> [Problem to work on] Reproduce exactly, with no pictures, each line from the opening of the material down through the line containing "import React from".

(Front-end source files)
»»
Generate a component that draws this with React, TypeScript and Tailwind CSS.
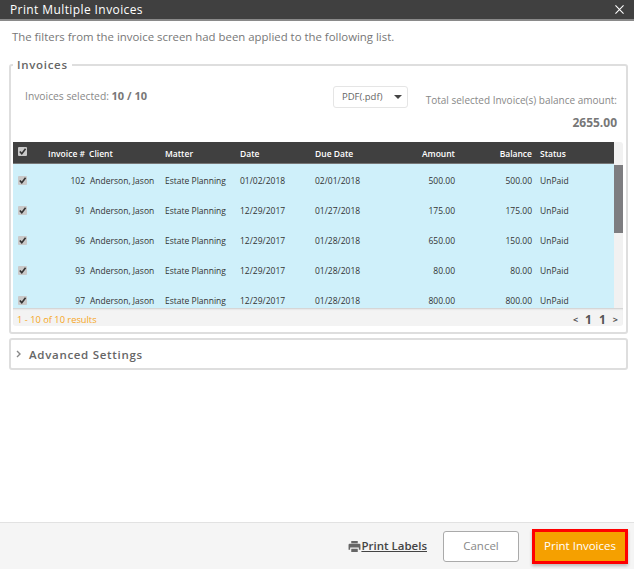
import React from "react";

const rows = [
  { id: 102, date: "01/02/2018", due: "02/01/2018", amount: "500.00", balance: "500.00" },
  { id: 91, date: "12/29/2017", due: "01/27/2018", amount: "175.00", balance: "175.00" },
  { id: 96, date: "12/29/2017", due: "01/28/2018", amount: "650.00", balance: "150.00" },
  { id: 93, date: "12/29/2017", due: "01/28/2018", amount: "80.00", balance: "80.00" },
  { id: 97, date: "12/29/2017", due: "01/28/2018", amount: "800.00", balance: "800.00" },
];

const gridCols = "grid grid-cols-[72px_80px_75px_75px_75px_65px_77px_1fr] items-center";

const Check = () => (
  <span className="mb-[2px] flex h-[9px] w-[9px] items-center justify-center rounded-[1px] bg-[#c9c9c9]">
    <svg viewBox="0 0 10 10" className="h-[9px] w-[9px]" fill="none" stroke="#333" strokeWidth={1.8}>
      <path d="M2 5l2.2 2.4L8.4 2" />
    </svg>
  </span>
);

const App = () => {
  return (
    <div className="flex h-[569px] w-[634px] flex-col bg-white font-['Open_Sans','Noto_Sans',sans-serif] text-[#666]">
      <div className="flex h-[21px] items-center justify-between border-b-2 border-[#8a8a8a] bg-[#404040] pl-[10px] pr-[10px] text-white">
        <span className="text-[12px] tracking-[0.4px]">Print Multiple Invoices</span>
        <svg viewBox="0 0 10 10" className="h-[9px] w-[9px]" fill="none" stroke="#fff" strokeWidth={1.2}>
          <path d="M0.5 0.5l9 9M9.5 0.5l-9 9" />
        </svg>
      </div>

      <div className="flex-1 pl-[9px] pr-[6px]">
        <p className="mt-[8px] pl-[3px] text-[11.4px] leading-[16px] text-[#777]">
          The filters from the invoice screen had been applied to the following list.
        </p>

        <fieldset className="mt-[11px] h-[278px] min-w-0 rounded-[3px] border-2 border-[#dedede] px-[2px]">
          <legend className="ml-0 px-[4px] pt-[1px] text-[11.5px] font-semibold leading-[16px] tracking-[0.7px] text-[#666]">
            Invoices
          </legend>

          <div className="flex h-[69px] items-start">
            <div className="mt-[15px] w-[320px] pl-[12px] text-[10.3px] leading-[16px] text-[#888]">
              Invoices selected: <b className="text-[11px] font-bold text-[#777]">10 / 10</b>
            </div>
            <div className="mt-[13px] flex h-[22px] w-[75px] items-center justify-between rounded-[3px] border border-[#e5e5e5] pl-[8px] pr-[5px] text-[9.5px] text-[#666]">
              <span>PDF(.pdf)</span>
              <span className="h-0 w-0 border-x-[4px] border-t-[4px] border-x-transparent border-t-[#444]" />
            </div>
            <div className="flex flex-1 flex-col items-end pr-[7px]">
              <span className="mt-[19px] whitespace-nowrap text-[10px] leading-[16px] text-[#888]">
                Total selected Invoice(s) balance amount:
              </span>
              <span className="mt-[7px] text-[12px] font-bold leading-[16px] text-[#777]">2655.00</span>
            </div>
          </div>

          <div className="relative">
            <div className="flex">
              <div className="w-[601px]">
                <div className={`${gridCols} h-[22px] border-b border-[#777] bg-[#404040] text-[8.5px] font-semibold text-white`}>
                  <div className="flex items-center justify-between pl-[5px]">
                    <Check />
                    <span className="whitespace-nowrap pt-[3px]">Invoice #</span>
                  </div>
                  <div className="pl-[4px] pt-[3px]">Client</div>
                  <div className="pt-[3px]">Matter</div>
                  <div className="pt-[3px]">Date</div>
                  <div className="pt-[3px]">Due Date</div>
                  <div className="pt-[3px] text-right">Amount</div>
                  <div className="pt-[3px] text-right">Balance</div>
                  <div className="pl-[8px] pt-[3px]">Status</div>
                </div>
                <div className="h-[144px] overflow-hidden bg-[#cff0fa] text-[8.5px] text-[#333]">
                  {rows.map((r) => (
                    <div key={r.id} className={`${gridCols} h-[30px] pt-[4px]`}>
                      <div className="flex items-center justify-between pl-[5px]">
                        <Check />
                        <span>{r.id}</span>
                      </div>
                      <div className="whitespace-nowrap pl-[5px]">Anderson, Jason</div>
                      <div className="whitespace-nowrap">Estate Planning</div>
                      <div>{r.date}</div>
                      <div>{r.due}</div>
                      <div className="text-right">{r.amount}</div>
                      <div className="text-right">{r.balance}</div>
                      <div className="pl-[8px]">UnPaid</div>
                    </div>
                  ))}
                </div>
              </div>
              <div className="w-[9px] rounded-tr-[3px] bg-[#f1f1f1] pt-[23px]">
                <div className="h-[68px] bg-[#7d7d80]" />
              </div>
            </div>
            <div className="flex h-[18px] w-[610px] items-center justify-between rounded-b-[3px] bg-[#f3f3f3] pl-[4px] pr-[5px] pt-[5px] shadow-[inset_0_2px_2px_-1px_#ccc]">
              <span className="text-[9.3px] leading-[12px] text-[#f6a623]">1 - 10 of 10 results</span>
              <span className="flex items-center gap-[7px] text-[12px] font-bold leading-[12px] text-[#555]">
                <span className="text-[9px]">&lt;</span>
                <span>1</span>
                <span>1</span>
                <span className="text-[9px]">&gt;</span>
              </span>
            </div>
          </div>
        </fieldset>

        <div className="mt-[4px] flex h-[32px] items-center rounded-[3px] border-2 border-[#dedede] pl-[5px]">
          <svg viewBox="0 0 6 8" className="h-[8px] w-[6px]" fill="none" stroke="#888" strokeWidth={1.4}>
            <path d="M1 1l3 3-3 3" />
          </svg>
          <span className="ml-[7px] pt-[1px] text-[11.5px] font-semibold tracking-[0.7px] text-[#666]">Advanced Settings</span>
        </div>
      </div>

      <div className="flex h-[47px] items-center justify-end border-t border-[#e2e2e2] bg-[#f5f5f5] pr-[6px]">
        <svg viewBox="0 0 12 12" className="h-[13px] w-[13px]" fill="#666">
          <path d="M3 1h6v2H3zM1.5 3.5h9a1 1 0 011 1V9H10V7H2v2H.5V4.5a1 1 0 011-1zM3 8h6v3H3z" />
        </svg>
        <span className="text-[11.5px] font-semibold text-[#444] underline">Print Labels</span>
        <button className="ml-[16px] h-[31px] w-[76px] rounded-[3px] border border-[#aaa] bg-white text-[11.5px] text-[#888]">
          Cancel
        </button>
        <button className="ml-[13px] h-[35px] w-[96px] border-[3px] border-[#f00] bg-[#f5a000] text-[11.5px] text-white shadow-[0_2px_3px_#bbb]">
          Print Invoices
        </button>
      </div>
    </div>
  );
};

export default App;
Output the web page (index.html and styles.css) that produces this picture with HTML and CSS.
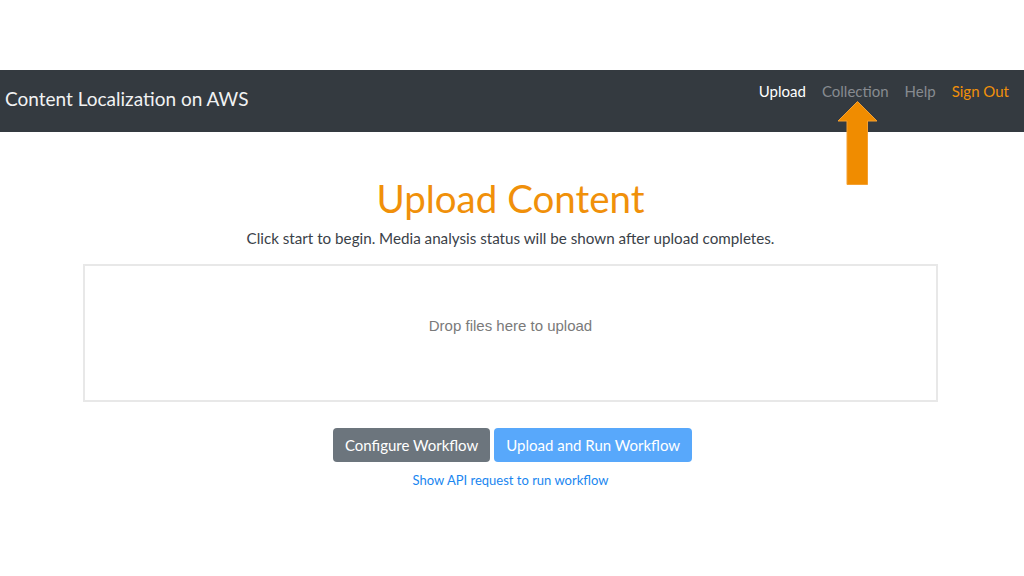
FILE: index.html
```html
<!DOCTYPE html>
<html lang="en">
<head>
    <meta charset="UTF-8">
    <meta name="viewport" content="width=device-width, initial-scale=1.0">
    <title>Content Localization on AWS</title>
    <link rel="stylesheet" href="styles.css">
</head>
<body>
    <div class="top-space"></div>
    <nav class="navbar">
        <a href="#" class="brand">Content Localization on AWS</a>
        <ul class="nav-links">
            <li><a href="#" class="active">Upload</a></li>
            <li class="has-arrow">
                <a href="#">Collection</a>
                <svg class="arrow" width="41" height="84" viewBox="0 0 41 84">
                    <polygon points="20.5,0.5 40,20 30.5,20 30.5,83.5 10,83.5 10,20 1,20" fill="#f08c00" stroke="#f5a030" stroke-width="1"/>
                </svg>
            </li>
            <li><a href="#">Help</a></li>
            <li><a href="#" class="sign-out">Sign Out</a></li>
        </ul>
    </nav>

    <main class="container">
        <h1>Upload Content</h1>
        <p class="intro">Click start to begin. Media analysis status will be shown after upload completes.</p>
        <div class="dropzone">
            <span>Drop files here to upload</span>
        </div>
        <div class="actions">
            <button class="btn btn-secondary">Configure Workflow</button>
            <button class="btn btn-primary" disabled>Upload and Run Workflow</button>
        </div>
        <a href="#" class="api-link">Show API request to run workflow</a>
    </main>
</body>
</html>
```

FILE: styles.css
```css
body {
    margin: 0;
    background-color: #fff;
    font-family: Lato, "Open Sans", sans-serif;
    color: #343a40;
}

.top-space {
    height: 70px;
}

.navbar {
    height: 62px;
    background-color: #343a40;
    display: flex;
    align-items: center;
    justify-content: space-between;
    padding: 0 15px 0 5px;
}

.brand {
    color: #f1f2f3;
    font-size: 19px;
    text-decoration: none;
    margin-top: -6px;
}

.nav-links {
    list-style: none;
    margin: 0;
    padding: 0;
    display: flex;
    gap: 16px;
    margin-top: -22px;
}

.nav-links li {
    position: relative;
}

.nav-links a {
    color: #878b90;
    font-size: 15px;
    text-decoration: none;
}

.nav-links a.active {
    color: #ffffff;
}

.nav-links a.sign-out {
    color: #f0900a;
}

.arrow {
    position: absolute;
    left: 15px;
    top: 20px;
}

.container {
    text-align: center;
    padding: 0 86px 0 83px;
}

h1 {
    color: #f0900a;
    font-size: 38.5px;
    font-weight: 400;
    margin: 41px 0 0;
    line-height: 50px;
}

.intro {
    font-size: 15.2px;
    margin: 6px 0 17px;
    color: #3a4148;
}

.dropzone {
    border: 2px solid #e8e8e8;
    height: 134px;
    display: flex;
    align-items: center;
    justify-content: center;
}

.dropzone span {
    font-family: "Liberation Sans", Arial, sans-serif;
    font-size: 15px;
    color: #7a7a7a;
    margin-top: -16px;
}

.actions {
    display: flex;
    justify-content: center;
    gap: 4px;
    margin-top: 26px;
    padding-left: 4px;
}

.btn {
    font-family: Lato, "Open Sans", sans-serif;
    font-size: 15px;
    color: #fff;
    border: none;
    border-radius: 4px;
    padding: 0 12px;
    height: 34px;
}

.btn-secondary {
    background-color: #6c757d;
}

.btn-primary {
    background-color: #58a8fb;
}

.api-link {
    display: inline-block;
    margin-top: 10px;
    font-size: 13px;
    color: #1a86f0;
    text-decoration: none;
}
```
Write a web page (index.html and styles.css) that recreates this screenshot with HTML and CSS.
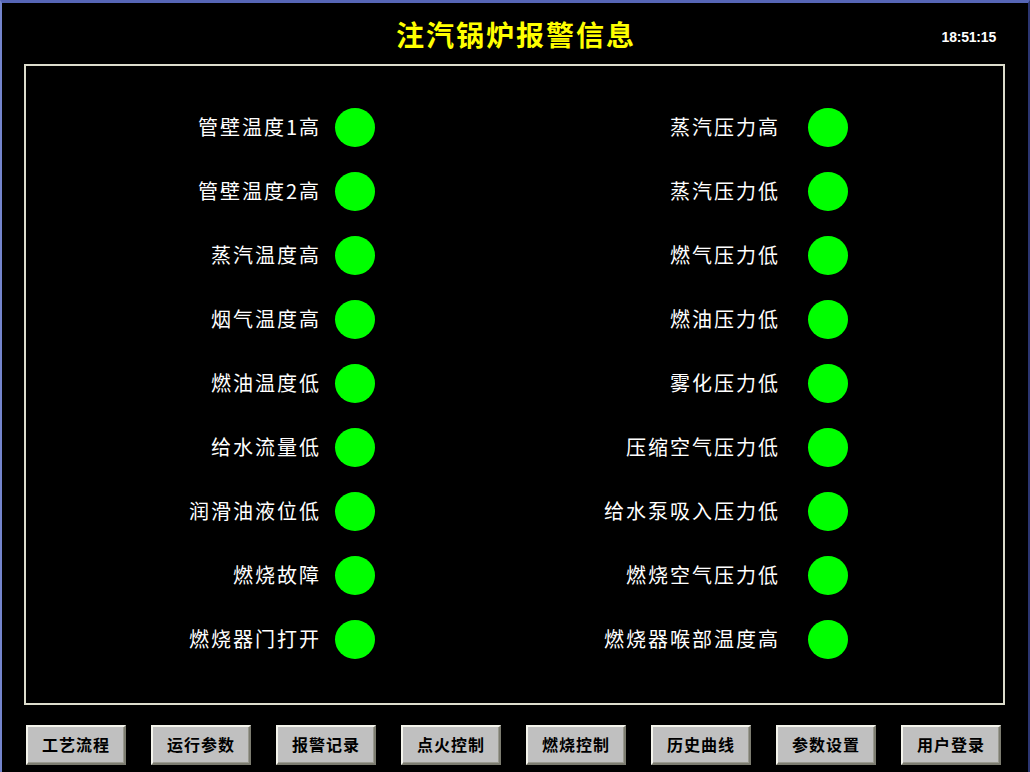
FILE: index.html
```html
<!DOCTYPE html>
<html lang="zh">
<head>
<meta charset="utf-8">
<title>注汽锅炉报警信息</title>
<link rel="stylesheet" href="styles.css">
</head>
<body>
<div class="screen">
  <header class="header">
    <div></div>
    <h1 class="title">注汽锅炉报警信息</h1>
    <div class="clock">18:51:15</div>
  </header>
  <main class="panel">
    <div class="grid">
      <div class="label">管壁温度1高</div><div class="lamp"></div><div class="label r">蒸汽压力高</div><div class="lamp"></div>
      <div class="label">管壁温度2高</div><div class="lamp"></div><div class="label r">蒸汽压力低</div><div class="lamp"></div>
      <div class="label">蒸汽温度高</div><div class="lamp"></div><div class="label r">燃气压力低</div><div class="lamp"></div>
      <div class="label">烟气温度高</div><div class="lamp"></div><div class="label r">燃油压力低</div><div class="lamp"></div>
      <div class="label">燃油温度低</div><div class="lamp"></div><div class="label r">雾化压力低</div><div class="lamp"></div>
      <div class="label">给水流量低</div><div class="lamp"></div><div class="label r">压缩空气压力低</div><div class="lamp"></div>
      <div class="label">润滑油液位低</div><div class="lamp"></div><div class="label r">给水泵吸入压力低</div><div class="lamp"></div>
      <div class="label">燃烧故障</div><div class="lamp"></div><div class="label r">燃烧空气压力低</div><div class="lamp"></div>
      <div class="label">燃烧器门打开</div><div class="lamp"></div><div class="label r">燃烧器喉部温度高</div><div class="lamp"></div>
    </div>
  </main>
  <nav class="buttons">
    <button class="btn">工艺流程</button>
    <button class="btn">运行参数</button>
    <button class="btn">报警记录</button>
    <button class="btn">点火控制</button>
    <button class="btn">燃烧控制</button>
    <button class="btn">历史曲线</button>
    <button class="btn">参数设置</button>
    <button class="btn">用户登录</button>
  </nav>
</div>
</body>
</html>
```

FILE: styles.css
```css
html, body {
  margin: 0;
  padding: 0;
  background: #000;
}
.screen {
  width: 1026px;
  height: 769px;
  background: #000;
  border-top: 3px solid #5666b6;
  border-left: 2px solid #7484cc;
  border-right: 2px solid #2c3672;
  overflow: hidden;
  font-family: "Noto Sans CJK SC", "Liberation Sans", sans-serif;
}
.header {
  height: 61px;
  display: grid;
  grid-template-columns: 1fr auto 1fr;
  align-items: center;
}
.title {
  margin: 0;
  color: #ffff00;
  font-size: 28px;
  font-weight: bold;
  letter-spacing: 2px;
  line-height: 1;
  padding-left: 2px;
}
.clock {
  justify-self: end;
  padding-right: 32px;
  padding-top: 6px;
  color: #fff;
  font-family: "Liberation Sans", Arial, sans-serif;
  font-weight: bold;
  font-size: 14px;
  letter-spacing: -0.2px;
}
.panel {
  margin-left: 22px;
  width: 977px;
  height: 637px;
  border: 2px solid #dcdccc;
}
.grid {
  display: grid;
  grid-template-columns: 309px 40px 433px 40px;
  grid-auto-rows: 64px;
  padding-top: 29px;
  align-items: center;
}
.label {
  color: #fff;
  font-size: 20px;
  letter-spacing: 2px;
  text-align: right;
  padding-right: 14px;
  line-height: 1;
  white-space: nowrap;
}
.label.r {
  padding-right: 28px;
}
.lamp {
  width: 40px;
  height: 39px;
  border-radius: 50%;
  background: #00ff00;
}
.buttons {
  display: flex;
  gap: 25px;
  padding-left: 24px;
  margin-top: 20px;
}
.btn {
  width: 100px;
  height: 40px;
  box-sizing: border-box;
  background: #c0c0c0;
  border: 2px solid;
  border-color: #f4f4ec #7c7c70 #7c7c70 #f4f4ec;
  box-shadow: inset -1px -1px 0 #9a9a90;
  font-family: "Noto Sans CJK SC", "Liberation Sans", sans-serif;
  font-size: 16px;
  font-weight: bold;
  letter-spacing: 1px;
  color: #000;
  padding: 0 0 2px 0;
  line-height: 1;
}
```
««
> [Expected output]
Generate a component that draws this with React, TypeScript and Tailwind CSS.
import React from "react";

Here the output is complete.